As much as Rs 30,000 crore could be available to the government after the Cabinet today made it mandatory for all listed and profitable public sector undertakings (PSUs) to have a minimum public float of 10 per cent. And decided to list all unlisted PSUs which made profits during the past three years. In a major policy shift, the Cabinet also decided to mend rules that will allow the government to dip into the disinvestment corpus and fund its ambitious social sector programmes.
The decision to use the money raised from stake sale in PSUs will help the government tide over the immediate crisis on the fiscal front.
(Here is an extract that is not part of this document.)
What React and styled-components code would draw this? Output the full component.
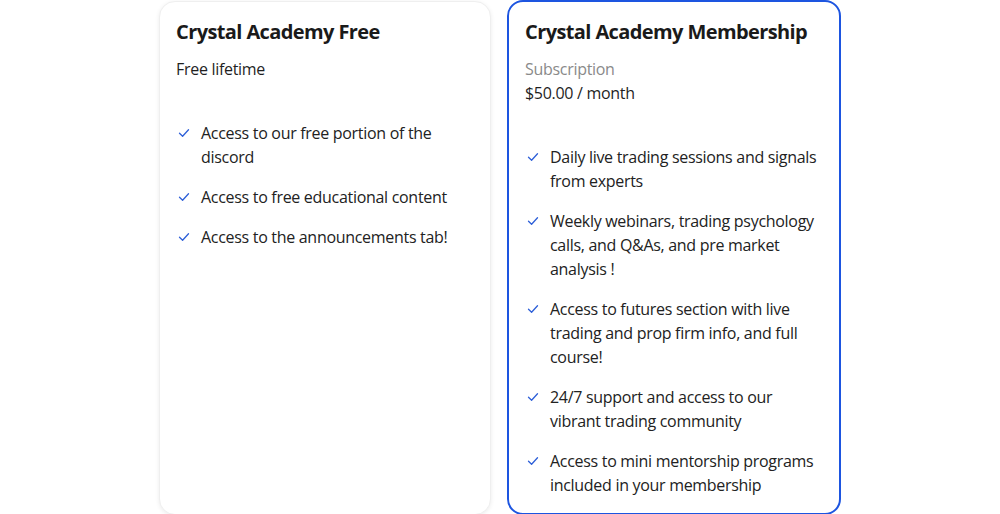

A high fiscal deficit, estimated at 6.8 per cent of the gross domestic product in 2009-10, had posed huge challenges for the government, forcing it to borrow more from the market, and threatening to undermine the growth prospects in the medium term.
Such a massive divestment of government stake in listed and unlisted PSUs would not only bring huge volumes to the trading activity at stock exchanges, deepen the market and broaden its base but also lend flexibility to the government to continue spending on big-ticket schemes such as National Rural Employment, National Rural Health Mission and Pradhan Mantri Gram Sadak Yojana.
“The corpus comprising deposits from April 2009 till March 2012 would be available in full for investment as capital expenditure in specific social sector schemes determined by Planning Commission and Department of Expenditure. The status quo ante of NIF will be restored from April 2012,” the official communiqué stated after the Cabinet meeting on Thursday.